Chavis opts for retirement

By Greg Gelpi

Clayton County Public Schools former interim Superintendent William Chavis retired Tuesday.

Five weeks after being transferred to the recruiting office, Chavis said he has done everything he wanted to do with the school system and it's time to move on.

He had two contracts with the school board, one as interim superintendent, which expired when Barbara Pulliam, a permanent superintendent, took over and one as a senior administrator.

Chavis said he was appointed interim superintendent to conduct a national search for a superintendent, and that is what he has done. He also applied for the permanent post but was not one of the finalists.

"I've got to move on and do some other things with my life," Chavis said. "I have done what I have intended to do. I decided this is the best time to go."

He said he plans to go into business as a "headhunter," helping young educated blacks find jobs.

"I believe the most underrepresented group are young African-American college graduates," Chavis said. "That is the kind of thing I'm concerned about."

Assistant Superintendent of Personnel Ed Scott was not available for comment. He directed calls to the school system's public affairs department through his secretary. Jerry Jackson of public affairs said he would ask Scott to call back, but no calls were returned.

Chavis' retirement hasn't been the only change in senior administration.

As part of Pulliam's "restructuring," she moved former interim Deputy Superintendent Bill Horton to be principal of East Clayton Elementary.

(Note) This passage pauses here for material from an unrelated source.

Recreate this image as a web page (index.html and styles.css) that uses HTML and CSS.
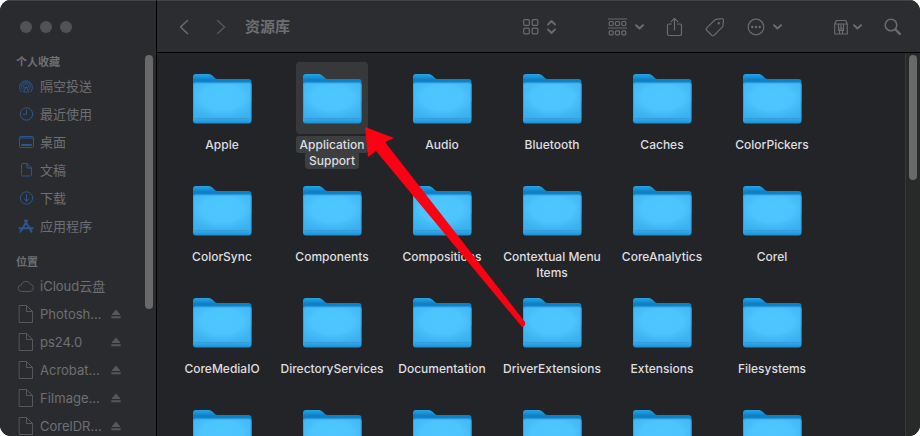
FILE: index.html
```html
<!DOCTYPE html>
<html lang="zh-CN">
<head>
<meta charset="utf-8">
<meta name="viewport" content="width=device-width, initial-scale=1">
<title>资源库</title>
<link rel="stylesheet" href="styles.css">
</head>
<body>
<svg class="defs" width="0" height="0" aria-hidden="true">
  <defs>
    <linearGradient id="back" x1="0" y1="0" x2="0" y2="1">
      <stop offset="0" stop-color="#27a5e8"/><stop offset=".2" stop-color="#0f80c6"/><stop offset="1" stop-color="#0f80c6"/>
    </linearGradient>
    <linearGradient id="edge" x1="0" y1="0" x2="0" y2="1">
      <stop offset="0" stop-color="#44bbf6"/><stop offset=".85" stop-color="#3bafee"/><stop offset=".93" stop-color="#2b9fe0"/><stop offset="1" stop-color="#1b8fd2"/>
    </linearGradient>
    <radialGradient id="glow" cx=".5" cy=".4" r=".75">
      <stop offset="0" stop-color="#50c6ff"/><stop offset=".5" stop-color="#4dc4fe"/><stop offset="1" stop-color="#3db3f0" stop-opacity="0"/>
    </radialGradient>
    <symbol id="folder" viewBox="0 0 72 72">
      <path fill="url(#back)" d="M7 15a3 3 0 0 1 3-3h12c2 0 3 .5 4.300 1.600l2.700 2.300c.8.700 1.500 1.100 3 1.100H62.500a3 3 0 0 1 3 3v20H7z"/>
      <path fill="url(#edge)" d="M7 23a2.500 2.500 0 0 1 2.500-2.500h53.500a2.500 2.500 0 0 1 2.500 2.500v35.500a3 3 0 0 1-3 3H10a3 3 0 0 1-3-3z"/>
      <path fill="url(#glow)" d="M8 23.500a2 2 0 0 1 2-2h52.500a2 2 0 0 1 2 2V56H8z"/>
      <path fill="none" stroke="#2695d6" stroke-opacity=".5" d="M7.500 57V23.500a2.500 2.500 0 0 1 2.500-2.500h52.500a2.500 2.500 0 0 1 2.500 2.500V57M8 56.500h57"/>
    </symbol>
    <symbol id="doc" viewBox="0 0 20 20">
      <path d="M3.500 1.500h7l6 6v11h-13zM10.500 1.500v6h6"/>
    </symbol>
    <symbol id="eject" viewBox="0 0 10 10">
      <path d="M5 .5 9.700 6H.3zM.3 7.300h9.400v2H.3z"/>
    </symbol>
    <symbol id="chevron" viewBox="0 0 9 6">
      <path d="m1 1.200 3.500 3.300L8 1.200"/>
    </symbol>
  </defs>
</svg>

<div class="window">
  <aside class="sidebar">
    <div class="lights">
      <button class="light" aria-label="关闭"></button>
      <button class="light" aria-label="最小化"></button>
      <button class="light" aria-label="缩放"></button>
    </div>
    <div class="sidebar-body">
      <nav class="places">
        <h2 class="heading">个人收藏</h2>
        <a class="place" href="#"><svg class="place-icon" viewBox="0 0 20 20"><path d="M5.300 15.800a6.500 6.500 0 1 1 9.400 0M6.800 13.600a4.500 4.500 0 1 1 6.400 0M8.300 12a2.500 2.500 0 1 1 3.400 0"/><path d="M10 10.800 7.500 16h5z"/></svg><span class="name">隔空投送</span></a>
        <a class="place" href="#"><svg class="place-icon" viewBox="0 0 20 20"><circle cx="10.500" cy="10" r="6.200"/><path d="M10.500 6v4.300H7.300"/></svg><span class="name">最近使用</span></a>
        <a class="place" href="#"><svg class="place-icon" viewBox="0 0 20 20"><rect x="3.500" y="4.500" width="14" height="11" rx="1"/><path d="M4 6h13"/><path stroke-width="2" d="M6 13h9"/></svg><span class="name">桌面</span></a>
        <a class="place" href="#"><svg class="place-icon" viewBox="0 0 20 20"><path d="M5.500 4.500a1 1 0 0 1 1-1h4.500l4.500 4.500v7a1 1 0 0 1-1 1h-8a1 1 0 0 1-1-1zM11 3.500V8h4.500"/></svg><span class="name">文稿</span></a>
        <a class="place" href="#"><svg class="place-icon" viewBox="0 0 20 20"><circle cx="10.500" cy="10" r="6.200"/><path d="M10.500 6.500v6.500M8.300 11l2.200 2.200 2.200-2.200"/></svg><span class="name">下载</span></a>
        <a class="place" href="#"><svg class="place-icon bold" viewBox="0 0 20 20"><path d="m11 4.500-5 9M9 4.500l6.500 11.200M3.500 12.300h8M14 12.300h2.500M5.200 14.300l-.9 1.500"/></svg><span class="name">应用程序</span></a>
        <h2 class="heading spaced">位置</h2>
        <a class="place" href="#"><svg class="place-icon grey" viewBox="0 0 20 20"><path d="M5.500 15.500a3.200 3.200 0 0 1-.3-6.400 4.800 4.800 0 0 1 9.100-1 3.800 3.800 0 0 1 .2 7.400z"/></svg><span class="name">iCloud云盘</span></a>
        <a class="place" href="#"><svg class="place-icon grey"><use href="#doc"/></svg><span class="name">Photosh...</span><svg class="eject"><use href="#eject"/></svg></a>
        <a class="place" href="#"><svg class="place-icon grey"><use href="#doc"/></svg><span class="name">ps24.0</span><svg class="eject"><use href="#eject"/></svg></a>
        <a class="place" href="#"><svg class="place-icon grey"><use href="#doc"/></svg><span class="name">Acrobat...</span><svg class="eject"><use href="#eject"/></svg></a>
        <a class="place" href="#"><svg class="place-icon grey"><use href="#doc"/></svg><span class="name">FiImage...</span><svg class="eject"><use href="#eject"/></svg></a>
        <a class="place" href="#"><svg class="place-icon grey"><use href="#doc"/></svg><span class="name">CorelDR...</span><svg class="eject"><use href="#eject"/></svg></a>
      </nav>
      <div class="side-track"><div class="thumb side-thumb"></div></div>
    </div>
  </aside>

  <main class="main">
    <header class="toolbar">
      <div class="nav">
        <button class="tool" aria-label="后退"><svg width="10" height="16" viewBox="0 0 10 16"><path class="mid" d="M8.500 1.500 1.500 8l7 6.500"/></svg></button>
        <button class="tool dim" aria-label="前进"><svg width="10" height="16" viewBox="0 0 10 16"><path class="mid" d="M1.500 1.500 8.500 8l-7 6.500"/></svg></button>
        <h1 class="title">资源库</h1>
      </div>
      <div class="tools">
        <button class="tool" aria-label="显示方式">
          <svg width="16" height="16" viewBox="0 0 16 16"><rect x=".7" y=".7" width="5.600" height="5.600" rx="1"/><rect x="9.200" y=".7" width="5.600" height="5.600" rx="1"/><rect x=".7" y="9.200" width="5.600" height="5.600" rx="1"/><rect x="9.200" y="9.200" width="5.600" height="5.600" rx="1"/></svg>
          <svg width="9" height="16" viewBox="0 0 9 16"><path class="bold" d="M1 5.500 4.500 2 8 5.500M1 10.500 4.500 14 8 10.500"/></svg>
        </button>
        <button class="tool apart" aria-label="分组">
          <svg width="19" height="18" viewBox="0 0 19 18"><path d="M.5 1h18M.5 10h18"/><rect x="1.200" y="3.500" width="4" height="4" rx="1"/><rect x="7.500" y="3.500" width="4" height="4" rx="1"/><rect x="13.800" y="3.500" width="4" height="4" rx="1"/><rect x="1.200" y="12.800" width="4" height="4" rx="1"/><rect x="7.500" y="12.800" width="4" height="4" rx="1"/><rect x="13.800" y="12.800" width="4" height="4" rx="1"/></svg>
          <svg class="chevron"><use href="#chevron"/></svg>
        </button>
        <button class="tool" aria-label="共享"><svg width="17" height="20" viewBox="0 0 17 20"><path d="M5.500 7H3a1.500 1.500 0 0 0-1.500 1.500v8.500A1.500 1.500 0 0 0 3 18.500h11a1.500 1.500 0 0 0 1.500-1.500V8.500A1.500 1.500 0 0 0 14 7h-2.500M8.500 13V1.500M5.200 4.700l3.300-3.300 3.300 3.300"/></svg></button>
        <button class="tool" aria-label="标签"><svg width="20" height="20" viewBox="0 0 20 20"><path d="M1.600 11.200 9.800 3a2.500 2.500 0 0 1 1.500-.7l5.500-.6a1.500 1.500 0 0 1 1.700 1.700l-.6 5.300a2.500 2.500 0 0 1-.7 1.500L9 18.400a1.500 1.500 0 0 1-2.100 0l-5.300-5.200a1.500 1.500 0 0 1 0-2z"/><circle cx="13.800" cy="6.300" r=".6"/></svg></button>
        <button class="tool" aria-label="操作">
          <svg width="18" height="18" viewBox="0 0 18 18"><circle cx="9" cy="9" r="7.800"/><g class="solid"><circle cx="5.300" cy="9" r="1.200"/><circle cx="9" cy="9" r="1.200"/><circle cx="12.700" cy="9" r="1.200"/></g></svg>
          <svg class="chevron"><use href="#chevron"/></svg>
        </button>
        <button class="tool apart tight" aria-label="压缩">
          <svg width="14" height="16" viewBox="0 0 14 16"><path d="M.7 5h12.600v10H.7zM.7 5l1.600-3.500h9.400L13.300 5M4.500 5v6.500h1v3.500M9.500 5v6.500h-1v3.500M7 6v2"/><rect x="6" y="9" width="2" height="2.500"/></svg>
          <svg class="chevron"><use href="#chevron"/></svg>
        </button>
        <button class="tool" aria-label="搜索"><svg width="17" height="17" viewBox="0 0 17 17"><circle class="mid" cx="7" cy="7" r="5.800"/><path class="heavy" d="m11.500 11.500 4.300 4.300"/></svg></button>
      </div>
    </header>

    <div class="content">
      <div class="grid">
        <button class="item"><svg class="folder"><use href="#folder"/></svg><span class="label"><span>Apple</span></span></button>
        <button class="item selected"><svg class="folder"><use href="#folder"/></svg><span class="label"><span>Application Support</span></span></button>
        <button class="item"><svg class="folder"><use href="#folder"/></svg><span class="label"><span>Audio</span></span></button>
        <button class="item"><svg class="folder"><use href="#folder"/></svg><span class="label"><span>Bluetooth</span></span></button>
        <button class="item"><svg class="folder"><use href="#folder"/></svg><span class="label"><span>Caches</span></span></button>
        <button class="item"><svg class="folder"><use href="#folder"/></svg><span class="label"><span>ColorPickers</span></span></button>
        <button class="item"><svg class="folder"><use href="#folder"/></svg><span class="label"><span>ColorSync</span></span></button>
        <button class="item"><svg class="folder"><use href="#folder"/></svg><span class="label"><span>Components</span></span></button>
        <button class="item"><svg class="folder"><use href="#folder"/></svg><span class="label"><span>Compositions</span></span></button>
        <button class="item"><svg class="folder"><use href="#folder"/></svg><span class="label"><span>Contextual Menu Items</span></span></button>
        <button class="item"><svg class="folder"><use href="#folder"/></svg><span class="label"><span>CoreAnalytics</span></span></button>
        <button class="item"><svg class="folder"><use href="#folder"/></svg><span class="label"><span>Corel</span></span></button>
        <button class="item"><svg class="folder"><use href="#folder"/></svg><span class="label"><span>CoreMediaIO</span></span></button>
        <button class="item"><svg class="folder"><use href="#folder"/></svg><span class="label"><span>DirectoryServices</span></span></button>
        <button class="item"><svg class="folder"><use href="#folder"/></svg><span class="label"><span>Documentation</span></span></button>
        <button class="item"><svg class="folder"><use href="#folder"/></svg><span class="label"><span>DriverExtensions</span></span></button>
        <button class="item"><svg class="folder"><use href="#folder"/></svg><span class="label"><span>Extensions</span></span></button>
        <button class="item"><svg class="folder"><use href="#folder"/></svg><span class="label"><span>Filesystems</span></span></button>
        <button class="item" aria-label="文件夹"><svg class="folder"><use href="#folder"/></svg></button>
        <button class="item" aria-label="文件夹"><svg class="folder"><use href="#folder"/></svg></button>
        <button class="item" aria-label="文件夹"><svg class="folder"><use href="#folder"/></svg></button>
        <button class="item" aria-label="文件夹"><svg class="folder"><use href="#folder"/></svg></button>
        <button class="item" aria-label="文件夹"><svg class="folder"><use href="#folder"/></svg></button>
        <button class="item" aria-label="文件夹"><svg class="folder"><use href="#folder"/></svg></button>
      </div>
      <div class="track"><div class="thumb"></div></div>
      <svg class="arrow" width="162" height="204" viewBox="0 0 162 204" aria-hidden="true"><path d="M0 0 29 11 20 15 160 195Q161 199 157 200L11 24 3 30z"/></svg>
    </div>
  </main>
</div>
</body>
</html>
```
FILE: styles.css
```css
* {
  box-sizing: border-box;
}

body {
  margin: 0;
  background: #fff;
  font-family: Inter, "Noto Sans CJK SC", sans-serif;
  font-size: 13px;
  color: #6e6f72;
}

button {
  margin: 0;
  padding: 0;
  border: 0;
  background: none;
  font: inherit;
  color: inherit;
}

svg {
  display: block;
  flex: none;
}

.defs {
  position: absolute;
}

.window {
  display: flex;
  height: 100vh;
  overflow: hidden;
  border-radius: 11px;
  background: #232427;
}

/* Sidebar */
.sidebar {
  display: flex;
  flex-direction: column;
  flex: none;
  width: 157px;
  border-top: 1px solid #434447;
  border-right: 1px solid #000;
  background: #2a2b2f;
}

.lights {
  display: flex;
  flex: none;
  align-items: center;
  gap: 8px;
  height: 51px;
  padding-left: 20px;
}

.light {
  width: 12px;
  height: 12px;
  border-radius: 50%;
  background: #515255;
}

.sidebar-body {
  display: flex;
  flex: 1;
  min-height: 0;
}

.places {
  flex: 1;
  min-width: 0;
  padding-left: 16px;
}

.heading {
  margin: 0;
  font-size: 11px;
  font-weight: 700;
  line-height: 20px;
}

.spaced {
  margin-top: 12px;
}

.place {
  display: flex;
  align-items: center;
  height: 28px;
  color: inherit;
  text-decoration: none;
}

.place-icon {
  width: 20px;
  height: 20px;
  margin-right: 4px;
  fill: none;
  stroke: #2c5690;
  stroke-width: 1;
  stroke-linejoin: round;
  stroke-linecap: round;
}

.place-icon.bold {
  stroke-width: 2;
}

.place-icon.grey {
  stroke: #56575a;
}

.name {
  width: 71px;
  line-height: 20px;
  white-space: nowrap;
}

.eject {
  width: 10px;
  height: 10px;
  fill: #56575a;
}

.side-track {
  flex: none;
  width: 11px;
  padding-top: 3px;
}

.thumb {
  width: 8px;
  height: 125px;
  border-radius: 4px;
  background: #69696a;
}

.side-thumb {
  height: 254px;
}

/* Toolbar */
.main {
  display: flex;
  flex: 1;
  flex-direction: column;
  min-width: 0;
}

.toolbar {
  display: flex;
  flex: none;
  align-items: center;
  justify-content: space-between;
  height: 53px;
  padding: 0 19px 0 22px;
  border-top: 1px solid #434447;
  border-bottom: 1px solid #000;
  background: #2c2d30;
}

.nav,
.tools {
  display: flex;
  align-items: center;
}

.nav .tool {
  margin-right: 27px;
}

.nav .dim {
  margin-right: 19px;
}

.title {
  margin: 0;
  font-size: 15px;
  font-weight: 700;
  line-height: 20px;
}

.tools {
  gap: 22px;
}

.tool {
  display: flex;
  align-items: center;
  gap: 8px;
  fill: none;
  stroke: #6a6b6e;
  stroke-width: 1.2;
  stroke-linecap: round;
  stroke-linejoin: round;
}

.dim {
  stroke: #55565a;
}

.apart {
  margin-left: 30px;
}

.tight {
  gap: 5px;
}

.chevron {
  width: 9px;
  height: 6px;
  stroke-width: 2;
}

.mid {
  stroke-width: 1.5;
}

.tool .bold {
  stroke-width: 1.8;
}

.heavy {
  stroke-width: 2.4;
}

.solid {
  fill: #6a6b6e;
  stroke: none;
}

/* Folder grid */
.content {
  position: relative;
  display: flex;
  flex: 1;
  min-height: 0;
}

.grid {
  display: grid;
  flex: 1;
  grid-template-columns: repeat(auto-fill, 110px);
  grid-auto-rows: 112px;
  padding: 9px 10px 0;
  overflow: hidden;
}

.item {
  display: flex;
  flex-direction: column;
  align-items: center;
  gap: 3px;
  color: #dedfe0;
}

.folder {
  width: 72px;
  height: 72px;
  border-radius: 4px;
}

.label {
  font-size: 12px;
  font-weight: 500;
  line-height: 16px;
  text-align: center;
}

.selected .folder {
  background: #37383a;
}

.selected .label span {
  padding: 1px 4px;
  border-radius: 3px;
  background: #3d3e40;
  -webkit-box-decoration-break: clone;
  box-decoration-break: clone;
}

.track {
  flex: none;
  width: 15px;
  padding: 2px 0 0 3px;
  border-left: 1px solid #38393b;
  background: #282929;
}

.arrow {
  position: absolute;
  top: 74px;
  left: 208px;
  fill: #fc0014;
}
```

Horton filed a grievance against Pulliam for not paying him as interim deputy superintendent, but instead paying him the same as his former position, a principal. An offer was made to Horton. In the offer, the school system would pay the difference in pay for his 13 months' work as interim deputy superintendent if Horton agreed to retire.

With the leaving of Clayton County veterans comes an influx of fresh faces.

Pulliam brought in three senior administrators, from St. Louis Parks, Minn., and Rockford, Ill., both places she previously worked, to fill the Area 1 instructional specialist position and newly "restructured" positions of chief of staff and chief academic officer.

The move prompted John Trotter, the president and chief executive officer of the Metro Association of Classroom Educators, to file a complaint with the state Professional Standards Commission. Trotter argued Pulliam broke the law by not advertising the positions.

Chavis cleared out of his office Tuesday and left work early. He was named interim superintendent after the school board fired Superintendent Dan Colwell in January 2003.

Only months after voting to put him in the position, Board Chairwoman Nedra Ware was trying to run Chavis off but could not muster five votes to do it.

Chavis fired a volley back at Ware, saying anyone would be stupid to apply to be superintendent as long as she was on the board.

One of the main areas that got the school system on probation was the allegation that Ware and others were trying to micromanage the day-to-day operations of the system rather than letting Chavis run the operation.